→ Your objective: Identify the lines containing the word "React". Copy each one.
========
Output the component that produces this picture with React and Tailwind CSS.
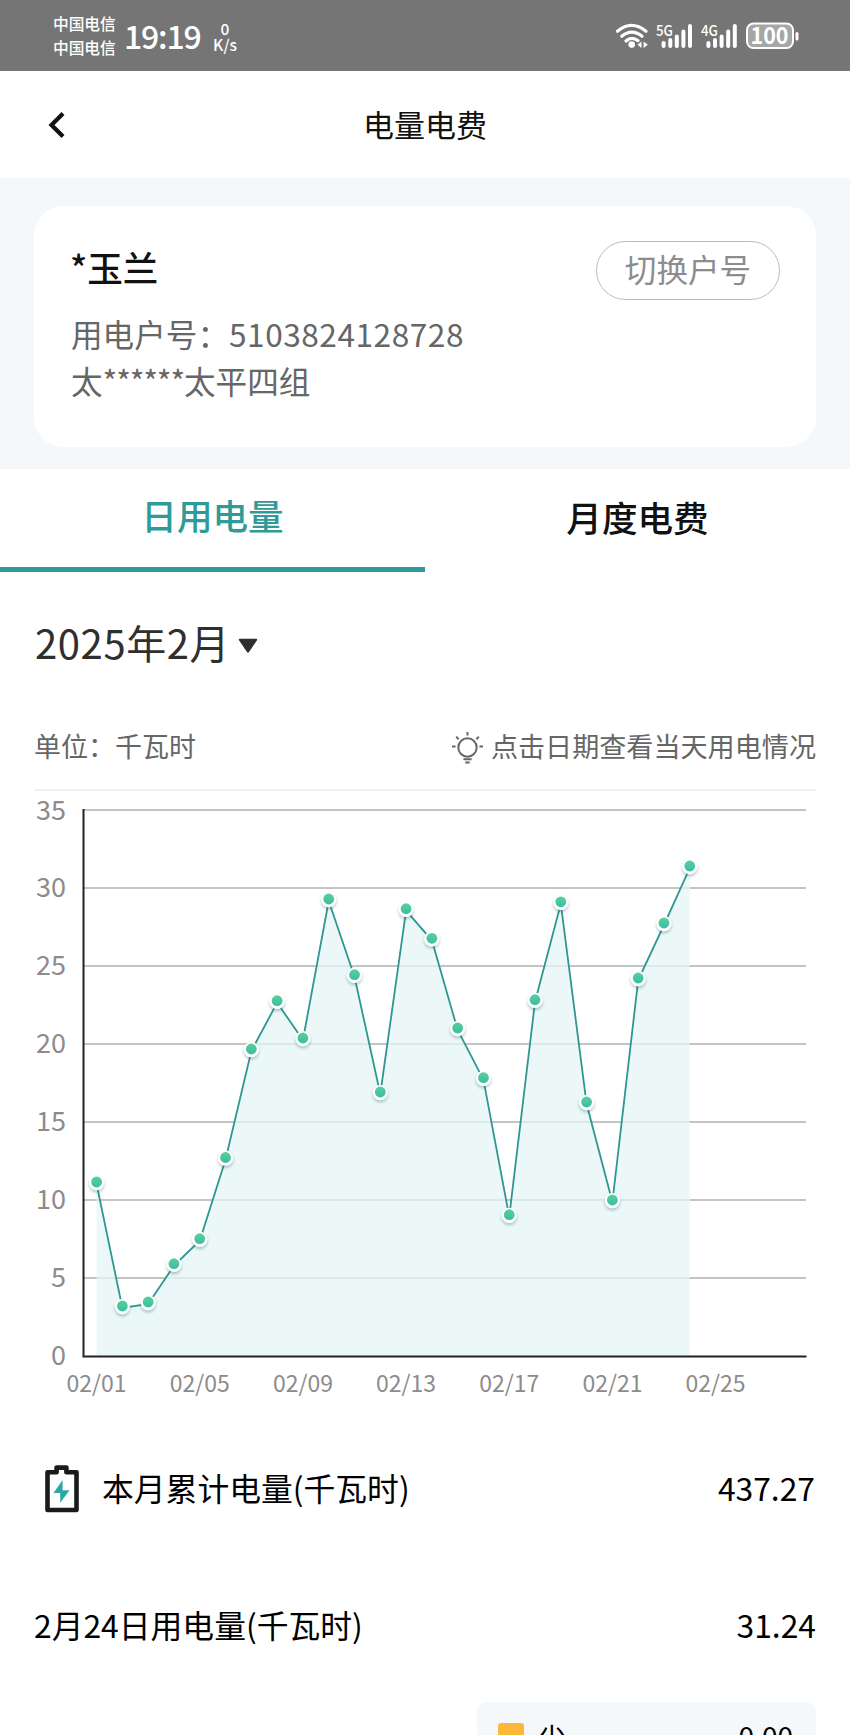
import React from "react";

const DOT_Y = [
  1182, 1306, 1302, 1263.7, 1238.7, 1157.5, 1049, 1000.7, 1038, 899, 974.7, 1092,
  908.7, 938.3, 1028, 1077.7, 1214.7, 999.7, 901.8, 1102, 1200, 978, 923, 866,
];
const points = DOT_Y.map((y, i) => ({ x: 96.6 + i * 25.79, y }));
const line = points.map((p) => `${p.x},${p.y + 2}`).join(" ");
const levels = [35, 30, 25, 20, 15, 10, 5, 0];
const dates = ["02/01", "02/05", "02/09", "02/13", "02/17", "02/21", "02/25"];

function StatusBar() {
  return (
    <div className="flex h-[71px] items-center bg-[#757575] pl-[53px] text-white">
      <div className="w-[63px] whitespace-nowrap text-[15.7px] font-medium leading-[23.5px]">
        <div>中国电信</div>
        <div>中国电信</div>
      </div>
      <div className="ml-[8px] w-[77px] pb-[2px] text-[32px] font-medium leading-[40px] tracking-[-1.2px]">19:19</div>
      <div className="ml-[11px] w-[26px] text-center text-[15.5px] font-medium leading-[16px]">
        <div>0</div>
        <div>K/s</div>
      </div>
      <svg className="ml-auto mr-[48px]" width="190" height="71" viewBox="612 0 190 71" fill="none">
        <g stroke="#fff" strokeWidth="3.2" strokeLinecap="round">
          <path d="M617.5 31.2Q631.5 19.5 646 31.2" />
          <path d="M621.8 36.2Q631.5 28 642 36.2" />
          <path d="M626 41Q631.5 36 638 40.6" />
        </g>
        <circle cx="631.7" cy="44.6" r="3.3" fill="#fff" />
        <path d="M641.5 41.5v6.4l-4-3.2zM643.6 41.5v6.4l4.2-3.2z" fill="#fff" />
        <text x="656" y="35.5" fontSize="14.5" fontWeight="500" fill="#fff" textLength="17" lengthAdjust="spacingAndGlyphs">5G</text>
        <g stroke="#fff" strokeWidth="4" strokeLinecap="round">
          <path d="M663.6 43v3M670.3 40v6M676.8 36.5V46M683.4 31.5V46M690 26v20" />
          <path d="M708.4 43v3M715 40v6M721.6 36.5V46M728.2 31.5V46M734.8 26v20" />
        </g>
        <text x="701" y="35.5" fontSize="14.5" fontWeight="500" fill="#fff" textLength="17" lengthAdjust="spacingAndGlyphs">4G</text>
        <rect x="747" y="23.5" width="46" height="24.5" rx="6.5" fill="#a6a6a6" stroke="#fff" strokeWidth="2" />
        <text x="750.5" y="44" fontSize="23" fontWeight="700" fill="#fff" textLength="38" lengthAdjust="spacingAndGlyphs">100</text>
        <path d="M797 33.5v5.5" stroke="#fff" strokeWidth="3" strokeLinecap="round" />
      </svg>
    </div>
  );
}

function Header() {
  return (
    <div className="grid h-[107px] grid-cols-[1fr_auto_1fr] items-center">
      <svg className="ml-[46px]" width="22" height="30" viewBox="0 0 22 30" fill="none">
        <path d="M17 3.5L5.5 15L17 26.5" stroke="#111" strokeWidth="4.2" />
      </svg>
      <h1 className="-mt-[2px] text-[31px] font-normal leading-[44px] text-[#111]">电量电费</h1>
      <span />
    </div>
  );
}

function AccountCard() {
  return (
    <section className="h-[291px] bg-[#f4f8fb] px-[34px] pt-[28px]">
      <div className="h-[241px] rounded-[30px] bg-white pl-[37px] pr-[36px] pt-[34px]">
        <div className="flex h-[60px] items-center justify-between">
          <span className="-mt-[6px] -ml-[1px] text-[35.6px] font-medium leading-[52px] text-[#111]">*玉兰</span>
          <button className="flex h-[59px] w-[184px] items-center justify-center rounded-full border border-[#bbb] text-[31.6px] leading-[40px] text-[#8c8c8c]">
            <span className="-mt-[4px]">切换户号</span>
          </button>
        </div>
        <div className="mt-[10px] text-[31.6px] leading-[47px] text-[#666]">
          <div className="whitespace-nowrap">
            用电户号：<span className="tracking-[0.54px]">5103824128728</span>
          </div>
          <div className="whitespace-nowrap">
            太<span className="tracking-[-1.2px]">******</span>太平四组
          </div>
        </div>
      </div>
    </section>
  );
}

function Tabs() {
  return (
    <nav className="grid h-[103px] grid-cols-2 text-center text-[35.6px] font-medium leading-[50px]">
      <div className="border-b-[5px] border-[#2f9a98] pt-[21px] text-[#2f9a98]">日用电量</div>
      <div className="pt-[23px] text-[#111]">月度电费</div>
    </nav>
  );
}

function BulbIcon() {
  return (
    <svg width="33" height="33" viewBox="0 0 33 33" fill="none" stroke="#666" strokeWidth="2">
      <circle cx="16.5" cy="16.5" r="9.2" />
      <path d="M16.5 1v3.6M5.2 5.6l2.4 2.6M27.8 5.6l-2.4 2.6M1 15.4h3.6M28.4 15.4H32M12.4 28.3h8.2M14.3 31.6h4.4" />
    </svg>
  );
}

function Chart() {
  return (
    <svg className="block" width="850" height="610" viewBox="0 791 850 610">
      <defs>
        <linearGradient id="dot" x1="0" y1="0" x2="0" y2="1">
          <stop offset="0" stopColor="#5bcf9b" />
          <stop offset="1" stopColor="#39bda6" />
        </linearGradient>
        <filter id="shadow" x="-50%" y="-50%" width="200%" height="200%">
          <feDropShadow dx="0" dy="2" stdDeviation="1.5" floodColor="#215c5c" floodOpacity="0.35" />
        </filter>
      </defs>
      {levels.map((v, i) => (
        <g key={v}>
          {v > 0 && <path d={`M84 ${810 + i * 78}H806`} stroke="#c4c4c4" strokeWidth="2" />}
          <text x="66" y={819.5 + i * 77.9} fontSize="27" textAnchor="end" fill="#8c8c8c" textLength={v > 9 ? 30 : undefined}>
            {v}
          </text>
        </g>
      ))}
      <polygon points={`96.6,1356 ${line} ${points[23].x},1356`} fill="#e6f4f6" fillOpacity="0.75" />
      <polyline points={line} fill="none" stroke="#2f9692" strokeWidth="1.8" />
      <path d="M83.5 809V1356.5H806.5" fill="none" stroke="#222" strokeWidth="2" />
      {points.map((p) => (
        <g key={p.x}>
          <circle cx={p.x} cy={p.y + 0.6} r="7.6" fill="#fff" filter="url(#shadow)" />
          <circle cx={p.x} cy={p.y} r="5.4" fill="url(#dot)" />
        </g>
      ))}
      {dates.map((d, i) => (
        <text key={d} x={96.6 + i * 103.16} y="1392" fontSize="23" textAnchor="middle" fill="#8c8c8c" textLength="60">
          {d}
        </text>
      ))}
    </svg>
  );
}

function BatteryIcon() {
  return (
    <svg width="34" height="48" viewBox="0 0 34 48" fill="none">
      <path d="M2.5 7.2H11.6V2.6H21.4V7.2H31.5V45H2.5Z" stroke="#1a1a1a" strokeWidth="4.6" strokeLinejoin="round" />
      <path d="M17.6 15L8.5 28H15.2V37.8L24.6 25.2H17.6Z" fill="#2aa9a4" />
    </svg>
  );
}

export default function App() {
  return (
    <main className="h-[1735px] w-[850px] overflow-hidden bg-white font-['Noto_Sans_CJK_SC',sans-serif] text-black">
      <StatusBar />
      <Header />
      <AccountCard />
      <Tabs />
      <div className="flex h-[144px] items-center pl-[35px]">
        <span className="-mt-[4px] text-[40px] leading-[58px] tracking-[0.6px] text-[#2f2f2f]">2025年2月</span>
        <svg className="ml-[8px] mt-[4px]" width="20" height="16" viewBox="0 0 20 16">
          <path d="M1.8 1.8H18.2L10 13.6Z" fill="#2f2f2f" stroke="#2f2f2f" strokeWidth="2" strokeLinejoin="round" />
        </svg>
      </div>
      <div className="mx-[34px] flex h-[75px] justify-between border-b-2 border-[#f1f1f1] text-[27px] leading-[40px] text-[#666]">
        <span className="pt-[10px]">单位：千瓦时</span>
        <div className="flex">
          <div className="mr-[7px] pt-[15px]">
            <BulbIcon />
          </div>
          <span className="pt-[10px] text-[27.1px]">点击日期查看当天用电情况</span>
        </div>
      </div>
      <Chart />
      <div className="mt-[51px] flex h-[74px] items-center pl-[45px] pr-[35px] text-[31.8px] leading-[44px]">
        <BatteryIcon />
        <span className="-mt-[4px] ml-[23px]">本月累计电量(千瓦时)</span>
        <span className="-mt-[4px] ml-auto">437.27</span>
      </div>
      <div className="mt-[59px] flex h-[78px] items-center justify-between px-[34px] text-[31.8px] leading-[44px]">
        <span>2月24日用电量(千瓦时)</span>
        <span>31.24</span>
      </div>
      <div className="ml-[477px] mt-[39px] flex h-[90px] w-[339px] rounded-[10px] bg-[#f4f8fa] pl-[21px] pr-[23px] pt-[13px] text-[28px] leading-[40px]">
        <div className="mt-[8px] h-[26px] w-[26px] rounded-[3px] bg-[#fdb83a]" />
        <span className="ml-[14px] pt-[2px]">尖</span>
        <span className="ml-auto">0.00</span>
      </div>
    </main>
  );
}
========
→ In response:
Output the component that produces this picture with React and Tailwind CSS.
import React from "react";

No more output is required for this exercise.